In Japan, battery sizes don't follow the battery size name conventions you might be used to if you come from an English speaking country.
Japan Battery Sizing System
In English speaking countries, the common batteries sizes start with the smallest common size named triple A or AAA and go up through the alphabet in a way that to be honest, if you didn't know it already, would make no sense.
The Japanese system ranks battery sizes by number rather than alphabet and starts with the biggest common battery size and go up in number as the size decreases, which also seems counter-intuitive but once you understand, actually makes a little more sense than the English speaking system.
For visitors to Japan with battery powered electronics, you'll be glad to know common battery sizes and voltages are the same as western countries.
Japan-English Battery Size Translations
|English Size||Japanese Size|
|Triple A or AAA||tan yon (たんよん) or 単4|
|Double A or AA||tan san (たんさん) or 単3|
|C||tan ni (たんに) or 単2|
|D||tan ichi (たんいち) or 単1|
|9-Volt (rectangular)||kyuu bui1 (きゅうヴィ) or 9V|
NOTE 1 - This is just the easiest way to say "V" with a Japanese accent and be understood.
To remember the sizes, just start with D-batteries (the biggest common type) as number 1 and count from there.
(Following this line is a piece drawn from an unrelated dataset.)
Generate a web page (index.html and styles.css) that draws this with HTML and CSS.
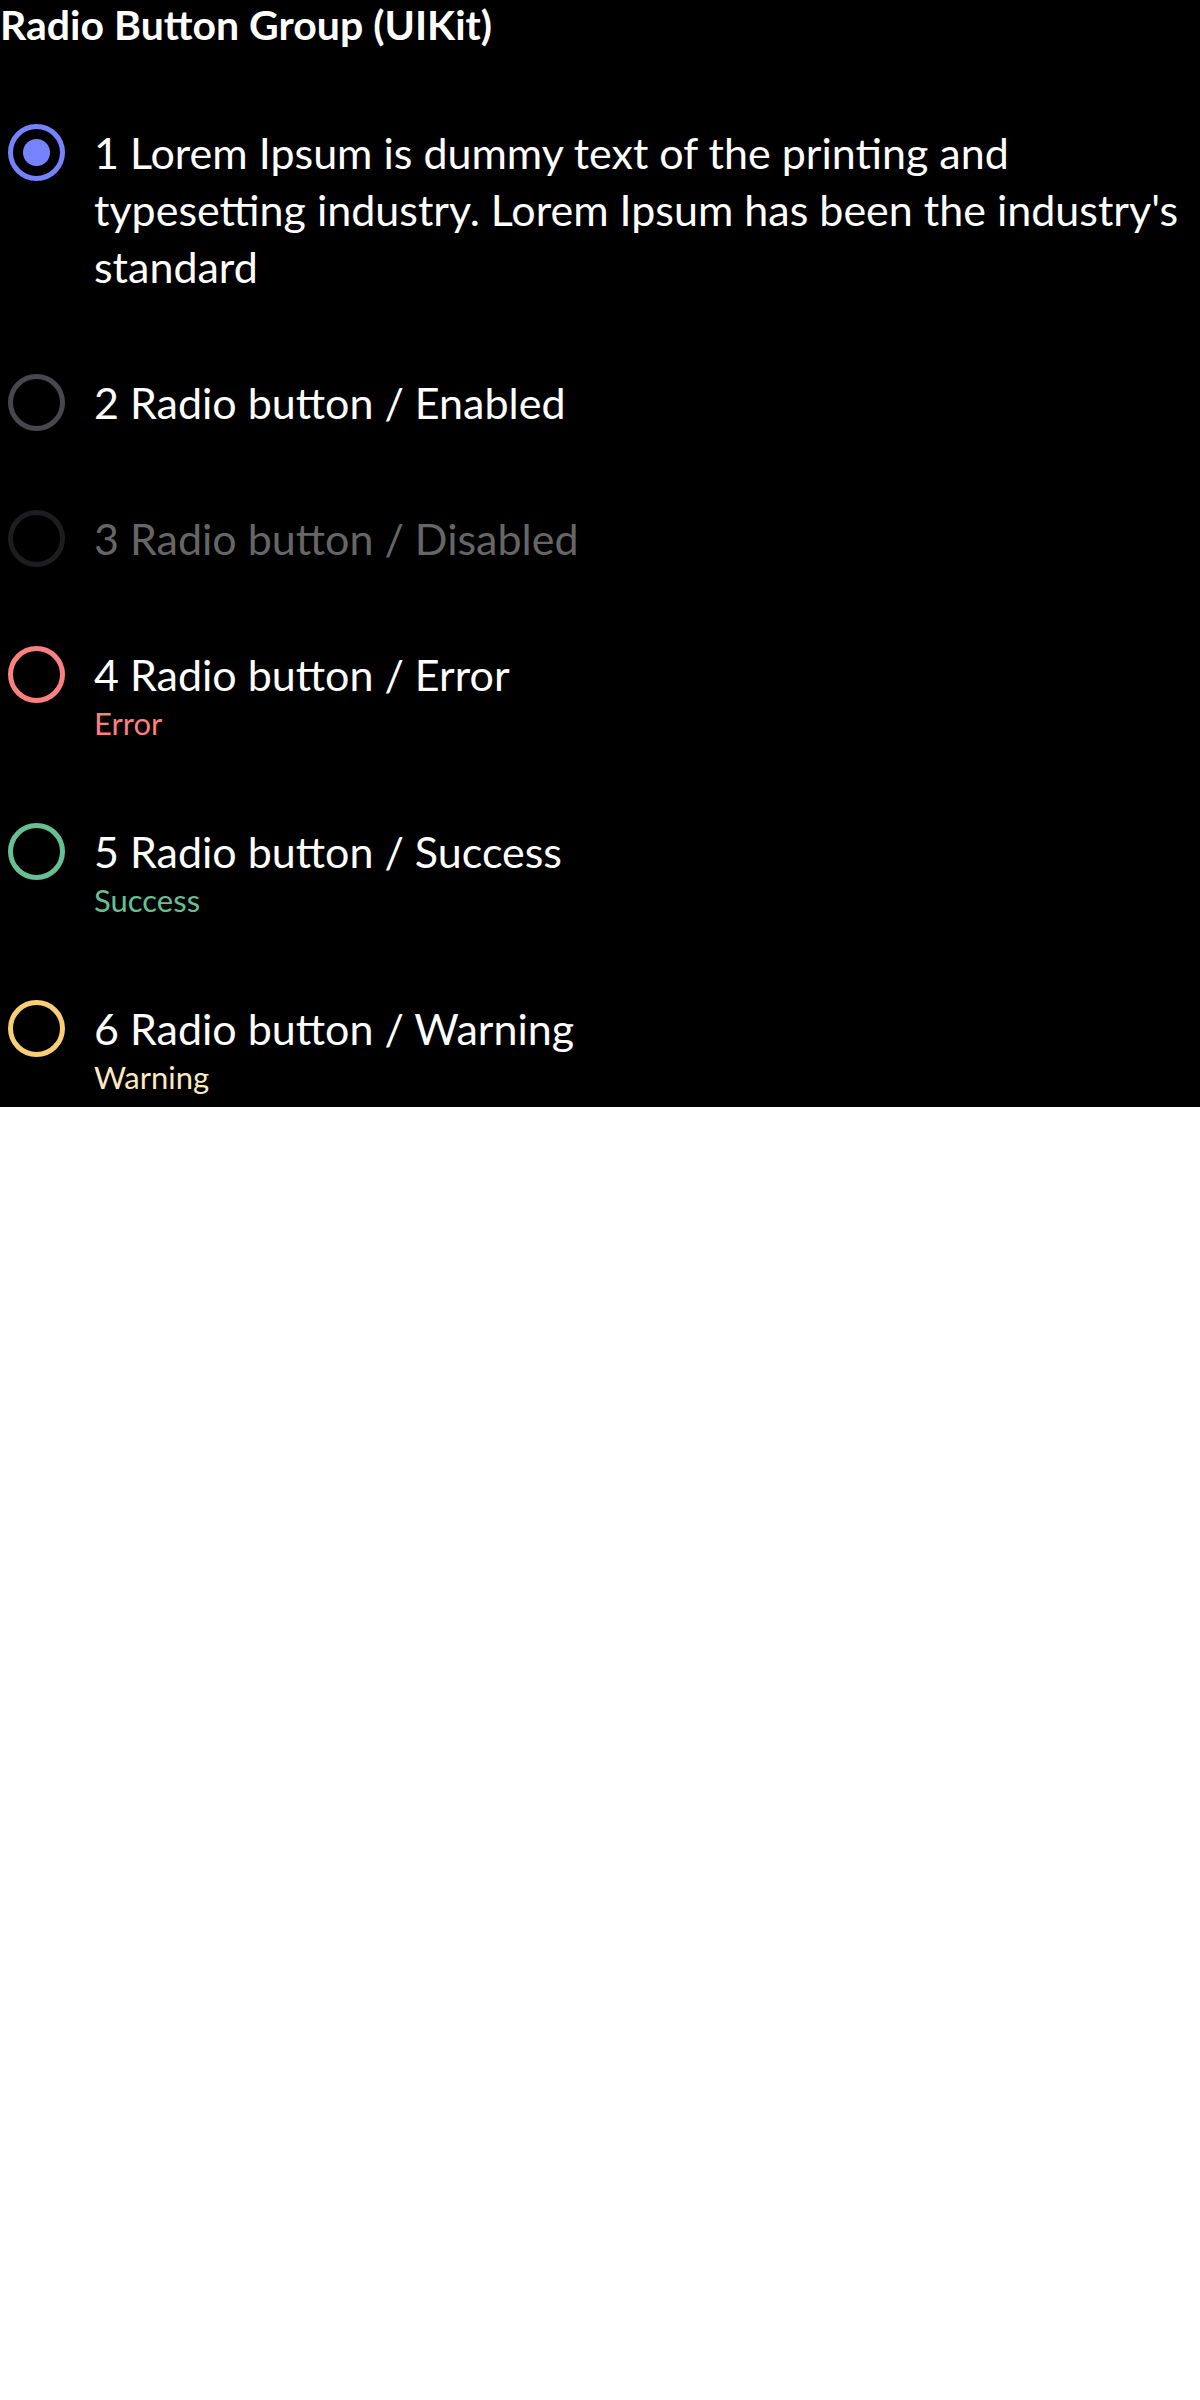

If you need triple-A's, they are the the 4th smallest from D thus, "tan-4". (Remember, there's no B-size and no single A-size.)
How to Ask for a Battery Size in Japanese
So you're in the supermarket and you can't find the right battery size you need. Here's how to use the sizes above to ask.
Excuse yourself (to get attention), say the size, then the word for battery, then the question portion of the sentence asking if they have it. For example, asking for AA batteries:
- In kanji ~ 単3乾電池がありますか。
- In hiragana ~ たんさん かんでんち が ありますか。